2.2. Performance with Repeated Elements

Let’s say we have an array A = [4, 4, 4, 4, 4, 4, 4] that has all equal elements.

On partitioning this array with the single-pivot partitioning scheme, we’ll get two partitions. The first partition will be empty, while the second partition will have N-1 elements. Further, each subsequent invocation of the partition procedure will reduce the input size by only one. Let’s see how it works:

quicksort trivial duplicates

Since the partition procedure has linear time complexity, the overall time complexity, in this case, is quadratic. This is the worst-case scenario for our input array.

3. Three-way Partitioning

To efficiently sort an array having a high number of repeated keys, we can choose to handle the equal keys more responsibly. The idea is to place them in the right position when we first encounter them. So, what we’re looking for is a three partition state of the array:

  • The left-most partition contains elements which are strictly less than the partitioning key
  • The middle partition contains all elements which are equal to the partitioning key
  • The right-most partition contains all elements which are strictly greater than the partitioning key
3-way partition preview

We’ll now dive deeper into a couple of approaches that we can use to achieve three-way partitioning.

4. Dijkstra’s Approach

Dijkstra’s approach is an effective way of doing three-way partitioning. To understand this, let’s look into a classic programming problem.

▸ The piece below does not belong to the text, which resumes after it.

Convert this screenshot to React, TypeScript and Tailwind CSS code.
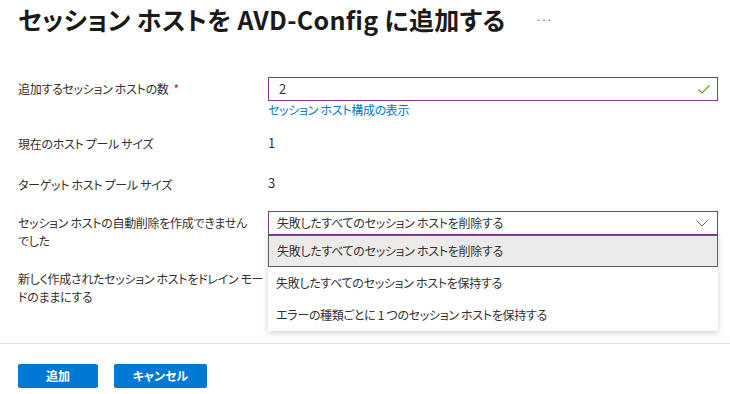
import React from 'react';

const font = "font-['Noto_Sans_CJK_JP','Noto_Sans',sans-serif] [font-feature-settings:'palt']";

const options = [
  '失敗したすべてのセッション ホストを削除する',
  '失敗したすべてのセッション ホストを保持する',
  'エラーの種類ごとに 1 つのセッション ホストを保持する',
];

function Check() {
  return (
    <svg width="14" height="14" viewBox="0 0 14 14" fill="none">
      <path d="M1.5 7.5 L5 11 L12.5 3.5" stroke="#57a300" strokeWidth="1.1" />
    </svg>
  );
}

function Chevron() {
  return (
    <svg width="14" height="14" viewBox="0 0 14 14" fill="none">
      <path d="M1.5 4.5 L7 10 L12.5 4.5" stroke="#605e5c" strokeWidth="1" />
    </svg>
  );
}

export default function App() {
  return (
    <div className={`relative w-[730px] h-[394px] overflow-hidden bg-white text-[#323130] ${font}`}>
      {/* タイトル */}
      <div className="flex items-center h-[38px] pl-[18px]">
        <h1 className="text-[25px] font-bold leading-[32px] tracking-[0.3px] text-[#1b1a19] whitespace-nowrap">セッション ホストを AVD-Config に追加する</h1>
        <span className="ml-[30px] text-[10px] text-[#605e5c]">···</span>
      </div>

      {/* フォーム */}
      <div className="flex flex-col pl-[18px] pr-[12px] mt-[39px] text-[12px] tracking-[-0.3px]">
        <div className="flex">
          <div className="w-[250px] pt-[2px] leading-[20px] whitespace-nowrap">
            追加するセッション ホストの数<span className="ml-[5px] text-[#a4262c]">*</span>
          </div>
          <div className="flex-1 flex flex-col">
            <div className="flex items-center h-[24px] border border-[#7a3a8e] pl-[10px] pr-[6px]">
              <span className="flex-1 text-[13px]">2</span>
              <Check />
            </div>
            <a className="leading-[18px] text-[#0078d4]">セッション ホスト構成の表示</a>
          </div>
        </div>

        <div className="flex mt-[14px] leading-[20px]">
          <div className="w-[250px] pt-[1px] whitespace-nowrap">現在のホスト プール サイズ</div>
          <div className="flex-1 text-[13px]">1</div>
        </div>

        <div className="flex mt-[19px] leading-[20px]">
          <div className="w-[250px] pt-[2px] whitespace-nowrap">ターゲット ホスト プール サイズ</div>
          <div className="flex-1 text-[13px]">3</div>
        </div>

        <div className="flex mt-[16px]">
          <div className="w-[250px] leading-[18px] pt-[3px] whitespace-nowrap">
            セッション ホストの自動削除を作成できません<br />でした
          </div>
          <div className="flex-1">
            <div className="flex items-center h-[24px] border border-[#7a3a8e] pl-[8px] pr-[8px]">
              <span className="flex-1">{options[0]}</span>
              <Chevron />
            </div>
          </div>
        </div>

        <div className="flex mt-[20px]">
          <div className="w-[250px] leading-[18px] whitespace-nowrap">
            新しく作成されたセッション ホストをドレイン モー<br />ドのままにする
          </div>
        </div>
      </div>

      {/* ドロップダウン メニュー */}
      <div className="absolute left-[268px] top-[235px] w-[450px] bg-white text-[12px] tracking-[-0.3px] shadow-[0_2px_6px_rgba(0,0,0,0.18)]">
        <div className="h-[32px] flex items-center pl-[8px] bg-[#edebe9] border border-[#605e5c]">{options[0]}</div>
        <div className="h-[32px] flex items-center pl-[8px]">{options[1]}</div>
        <div className="h-[32px] flex items-center pl-[8px]">{options[2]}</div>
      </div>

      {/* フッター */}
      <div className="absolute left-0 right-0 top-[343px] border-t border-[#e1dfdd]">
        <div className="flex gap-[16px] pl-[18px] pt-[20px]">
          <button className="w-[80px] h-[24px] rounded-[2px] bg-[#0078d4] text-white text-[12px] font-bold">追加</button>
          <button className="w-[93px] h-[24px] rounded-[2px] bg-[#0078d4] text-white text-[12px] font-bold">キャンセル</button>
        </div>
      </div>
    </div>
  );
}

4.1. Dutch National Flag Problem

Inspired by the tricolor flag of the Netherlands, Edsger Dijkstra proposed a programming problem called the Dutch National Flag Problem (DNF).

In a nutshell, it’s a rearrangement problem where we’re given balls of three colors placed randomly in a line, and we’re asked to group the same colored balls together. Moreover, the rearrangement must ensure that groups follow the correct order.

Interestingly, the DNF problem makes a striking analogy with the 3-way partitioning of an array with repeated elements.

We can categorize all the numbers of an array into three groups with respect to a given key:

  • The Red group contains all elements that are strictly lesser than the key
  • The White group contains all elements that are equal to the key
  • The Blue group contains all elements that strictly greater than the key
DNF Partition 1

4.2. Algorithm

One of the approaches to solve the DNF problem is to pick the first element as the partitioning key and scan the array from left to right. As we check each element, we move it to its correct group, namely Lesser, Equal, and Greater.

To keep track of our partitioning progress, we’d need the help of three pointers, namely lt, current, and gt. At any point in time, the elements to the left of lt will be strictly less than the partitioning key, and the elements to the right of gt will be strictly greater than the key.

Further, we’ll use the current pointer for scanning, which means that all elements lying between the current and gt pointers are yet to be explored:

DNF Invariant

To begin with, we can set lt and current pointers at the very beginning of the array and the gt pointer at the very end of it:

DNF Algo 1

For each element read via the current pointer, we compare it with the partitioning key and take one of the three composite actions:

  • If input[current] < key, then we exchange input[current] and input[lt] and increment both current and lt pointers
  • If input[current] == key, then we increment current pointer
  • If input[current] > key, then we exchange input[current] and input[gt] and decrement gt

Eventually, we’ll stop when the current and gt pointers cross each other. With that, the size of the unexplored region reduces to zero, and we’ll be left with only three required partitions.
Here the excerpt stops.